=== COLLECTED DATA ===

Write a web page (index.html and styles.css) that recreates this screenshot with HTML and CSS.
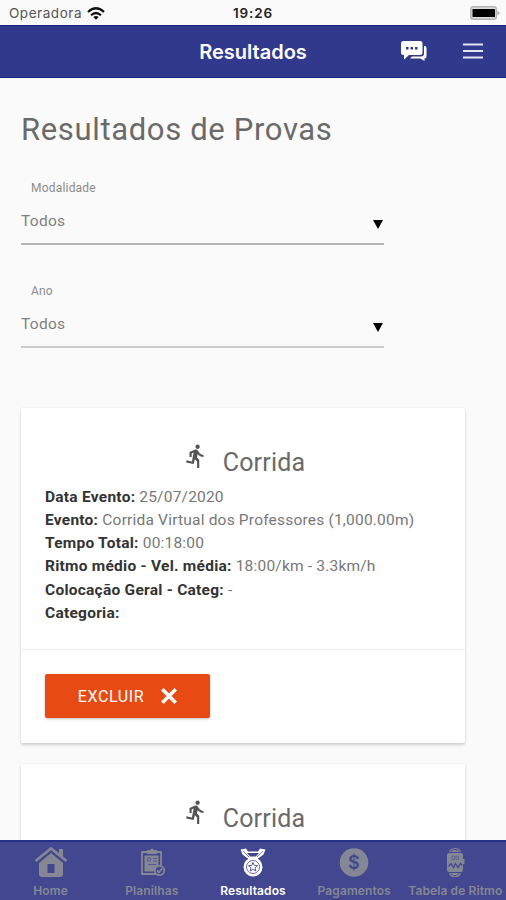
FILE: index.html
```html
<!DOCTYPE html>
<html lang="pt-BR">
<head>
<meta charset="utf-8">
<meta name="viewport" content="width=device-width, initial-scale=1">
<title>Resultados</title>
<link rel="stylesheet" href="styles.css">
</head>
<body>
<svg width="0" height="0" class="sprites" aria-hidden="true">
  <symbol id="runner" viewBox="0 0 24 24"><path d="M13.49 5.48c1.1 0 2-.9 2-2s-.9-2-2-2-2 .9-2 2 .9 2 2 2zm-3.6 13.9l1-4.4 2.1 2v6h2v-7.5l-2.1-2 .6-3c1.3 1.5 3.3 2.5 5.5 2.5v-2c-1.9 0-3.500-1-4.300-2.400l-1-1.600c-.4-.6-1-1-1.700-1-.3 0-.5.100-.8.100l-5.200 2.200v4.700h2v-3.400l1.800-.7-1.600 8.100-4.900-1-.4 2 7 1.400z"/></symbol>
</svg>
<div class="app">
  <div class="status">
    <div class="carrier"><span class="carrier-name">Operadora</span>
      <svg class="wifi" viewBox="0 0 18 13" fill="none" stroke="#111" stroke-width="2.2"><path d="M1 5Q9-2.500 17 5M4 8.300Q9 3.700 14 8.300"/><path d="M6.300 10Q9 7.800 11.700 10L9 12.800z" fill="#111" stroke="none"/></svg>
    </div>
    <span class="time">19:26</span>
    <svg class="battery" viewBox="0 0 30 14"><rect x=".8" y=".8" width="25.500" height="12.400" rx="2.500" fill="#ddd" stroke="#b5b5b5" stroke-width="1.500"/><rect x="2.500" y="3" width="22.500" height="8" rx=".5"/><path d="M27.500 4.500L30 7l-2.500 2.500z" fill="#aaa"/></svg>
  </div>
  <header class="header">
    <h1 class="title">Resultados</h1>
    <svg class="chat" viewBox="0 0 26 20" fill="#fff"><path d="M2.500 0h16.500a2.500 2.500 0 0 1 2.500 2.500v9a2.500 2.500 0 0 1-2.500 2.500H8l-5 4.500V14h-.5A2.500 2.500 0 0 1 0 11.500v-9A2.500 2.500 0 0 1 2.500 0z"/><path d="M23 5h.5A2 2 0 0 1 25.500 7v8.500a2 2 0 0 1-2 2V20l-4-2.500H9L11 15.500h9a3 3 0 0 0 3-3z"/><path d="M5 6h2.500v2.500H5zm4.500 0H12v2.500H9.500zM14 6h2.500v2.500H14z" fill="#31398c"/></svg>
    <svg class="menu" viewBox="0 0 20 16" stroke="#e4e5f2" stroke-width="2"><path d="M0 1.500h20M0 8h20M0 14.500h20"/></svg>
  </header>
  <main class="content">
    <h2 class="heading">Resultados de Provas</h2>
    <label class="field"><span class="field-label">Modalidade</span><span class="field-value">Todos</span><svg class="caret" viewBox="0 0 10 9"><path d="M0 0h10L5 9z"/></svg></label>
    <label class="field field-year"><span class="field-label">Ano</span><span class="field-value">Todos</span><svg class="caret" viewBox="0 0 10 9"><path d="M0 0h10L5 9z"/></svg></label>
    <article class="card">
      <div class="card-body">
        <div class="card-title"><svg class="runner"><use href="#runner"/></svg><span>Corrida</span></div>
        <div class="row"><b>Data Evento:</b> <span>25/07/2020</span></div>
        <div class="row"><b>Evento:</b> <span>Corrida Virtual dos Professores (1,000.00m)</span></div>
        <div class="row"><b>Tempo Total:</b> <span>00:18:00</span></div>
        <div class="row"><b>Ritmo médio - Vel. média:</b> <span>18:00/km - 3.3km/h</span></div>
        <div class="row"><b>Colocação Geral - Categ:</b> <span>-</span></div>
        <div class="row"><b>Categoria:</b></div>
      </div>
      <div class="card-action"><button class="delete">EXCLUIR<svg class="cross" viewBox="0 0 16 16" stroke="#fff" stroke-width="3.600"><path d="M1.300 1.300l13.400 13.400M14.700 1.300L1.300 14.700"/></svg></button></div>
    </article>
    <article class="card">
      <div class="card-body">
        <div class="card-title"><svg class="runner"><use href="#runner"/></svg><span>Corrida</span></div>
      </div>
    </article>
  </main>
  <nav class="tabs">
    <a class="tab"><svg class="icon" viewBox="0 0 34 32" fill="#858894"><path d="M5 16L17 6l12 10v11q0 3-3 3H8q-3 0-3-3zM25 2h4v9l-4-3z"/><path d="M1.500 14.500L17 1.500l15.500 13" fill="none" stroke="#42478f" stroke-width="5"/><path d="M1.500 14L17 1.500 32.500 14" fill="none" stroke="#858894" stroke-width="2.800"/><path d="M25 2h4v8l-4-3zM13.500 17h7v9h-7z"/><path d="M13.500 17h7v9h-7z" fill="#42478f"/></svg><span>Home</span></a>
    <a class="tab"><svg class="icon" viewBox="0 0 34 32" fill="none" stroke="#858894" stroke-width="1.800"><path d="M12 5H7v22h14M22 5h4v14"/><path d="M12 3h3q2-3 4 0h3v4H12z" fill="#858894" stroke="none"/><path d="M9.500 8.500h14v12l-4 4h-10z" fill="#858894" stroke="none"/><path d="M12.500 11h3v3h-3zM18 11.500h4M18 14h4M13 17.500h8" stroke="#555b92" stroke-width="1"/><circle cx="24.500" cy="23.500" r="4.700" fill="#42478f"/><path d="M22 23.500l2 2 3-4"/></svg><span>Planilhas</span></a>
    <a class="tab active"><svg class="icon" viewBox="0 0 34 32" fill="#fff"><path d="M4.500 2.500L10 1.500l2 3h10l2-3 5.500 1-2 5-6 4.500H12.500l-6-4.500z"/><path d="M11 6h12l-3 3.500h-6z" fill="#42478f"/><path d="M7 4l6 6M27 4l-6 6" stroke="#42478f" stroke-width=".7"/><circle cx="17" cy="20" r="9.500"/><circle cx="17" cy="20" r="6.500" fill="none" stroke="#42478f" stroke-width=".8"/><path d="M17 15.500l1.300 2.900 3.200.3-2.400 2.100.7 3.200-2.800-1.700-2.800 1.700.7-3.200-2.400-2.100 3.200-.3z" fill="none" stroke="#42478f" stroke-width=".9"/></svg><span>Resultados</span></a>
    <a class="tab"><svg class="icon" viewBox="0 0 34 32"><circle cx="17" cy="15.500" r="14.300" fill="#858894"/><text class="coin-mark" x="17" y="22">$</text></svg><span>Pagamentos</span></a>
    <a class="tab"><svg class="icon" viewBox="0 0 34 32" fill="#858894"><path d="M11.500 5q1-3.500 5.500-3.500T22.500 5M11.500 26q1 3.500 5.500 3.500t5.500-3.500" fill="none" stroke="#858894" stroke-width="1.200"/><path d="M13 5q0-2 4-2t4 2zM13 26q0 2 4 2t4-2zM11 6h12q2 0 2 2v4h1.500v5H25v6q0 2-2 2H11q-2 0-2-2V8q0-2 2-2z"/><path d="M10.500 19.500l2.500-3 2.500 4 2-4 2.500 4 2.500-4 1.500 2" fill="none" stroke="#42478f" stroke-width="1.300"/><path d="M14 9h2.500v3.500H14zM18 9h2.500v3.500H18z" fill="none" stroke="#606590"/></svg><span>Tabela de Ritmo</span></a>
  </nav>
</div>
</body>
</html>
```
FILE: styles.css
```css
* { box-sizing: border-box; }
body { margin: 0; background: #fafafa; font-family: Roboto, "Liberation Sans", sans-serif; color: #666; }
svg { display: block; flex: none; }
.sprites { position: absolute; }
.app { height: 900px; display: flex; flex-direction: column; overflow: hidden; }
.status { height: 25px; flex: none; display: grid; grid-template-columns: 1fr auto 1fr; align-items: center; padding: 1px 6px 0 9px; font-family: Inter, sans-serif; font-size: 13.500px; }
.carrier { display: flex; align-items: center; gap: 5px; color: #555; letter-spacing: .55px; }
.carrier-name { font-size: 13.500px; }
.wifi { width: 18px; height: 13px; }
.time { font-weight: 600; color: #222; letter-spacing: .9px; margin: 0 2px 0 -1px; }
.battery { width: 30px; height: 14px; justify-self: end; }
.header { height: 53px; flex: none; background: #31398c; border-top: 1px solid #17237c; border-bottom: 1px solid #17237c; display: grid; grid-template-columns: 1fr auto 1fr; align-items: center; position: relative; }
.title { grid-column: 2; margin: 0; font: 600 20px Inter, sans-serif; color: #fff; }
.chat { position: absolute; left: 401px; top: 15px; width: 26px; height: 20px; }
.menu { position: absolute; left: 463px; top: 17px; width: 20px; height: 16px; }
.content { flex: 1; min-height: 0; overflow: hidden; padding: 31px 41px 0 21px; }
.heading { margin: 0; font-weight: 400; font-size: 31px; line-height: 42px; letter-spacing: .65px; color: #6a6a6a; }
.field { display: grid; grid-template-columns: 1fr auto; width: 363px; height: 65px; margin-top: 29px; border-bottom: 2px solid #b4b4b4; grid-template-rows: 16px 1fr; }
.field-year { margin-top: 38px; border-color: #ccc; }
.field-label { grid-column: 1 / 3; font-size: 12px; line-height: 16px; padding-left: 10px; letter-spacing: .2px; color: #8c8c8c; }
.field-value { font-size: 15.500px; line-height: 20px; letter-spacing: .3px; color: #808080; padding-top: 15px; }
.caret { width: 10px; height: 9px; margin: 24px 1px 0 0; }
.card { height: 335px; margin-bottom: 21px; background: #fff; border-radius: 2px; box-shadow: 0 2px 3px rgba(0,0,0,.16), 0 0 2px rgba(0,0,0,.08); }
.field-year + .card { margin-top: 60px; }
.card-body { height: 242px; padding: 34px 24px 0; border-bottom: 1px solid #eee; }
.card-title { display: flex; justify-content: center; height: 43.500px; gap: 14px; font-size: 25px; line-height: 41px; letter-spacing: .2px; color: #6a6a6a; padding-left: 2px; }
.runner { width: 26px; height: 28px; fill: #555; }
.row { font-size: 15.500px; line-height: 23.300px; white-space: nowrap; letter-spacing: .2px; color: #777; }
.row b { font-weight: 700; color: #333; letter-spacing: .25px; }
.card-action { padding: 24px; }
.delete { width: 165px; height: 44px; border: 0; border-radius: 2px; background: #e84a14; color: #fff; font: 400 16px Roboto, sans-serif; letter-spacing: .6px; display: flex; align-items: center; justify-content: center; gap: 17px; box-shadow: 0 1px 3px rgba(0,0,0,.25); }
.cross { width: 16px; height: 16px; }
.tabs { height: 60px; flex: none; background: #42478f; border-top: 2px solid #26308a; display: grid; grid-template-columns: repeat(5, 101.200px); color: #858894; }
.tab { display: flex; flex-direction: column; align-items: center; padding-top: 5px; font: 600 12px/16px Inter, sans-serif; letter-spacing: .1px; white-space: nowrap; }
.tab span { margin-top: 4px; }
.active { color: #fff; }
.icon { width: 34px; height: 32px; }
.coin-mark { font: 600 18px Inter, sans-serif; text-anchor: middle; fill: #42478f; }
```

===

Look above for lines with the word "index" and copy them all.

RESULT FOR THIS EXERCISE:
Write a web page (index.html and styles.css) that recreates this screenshot with HTML and CSS.
FILE: index.html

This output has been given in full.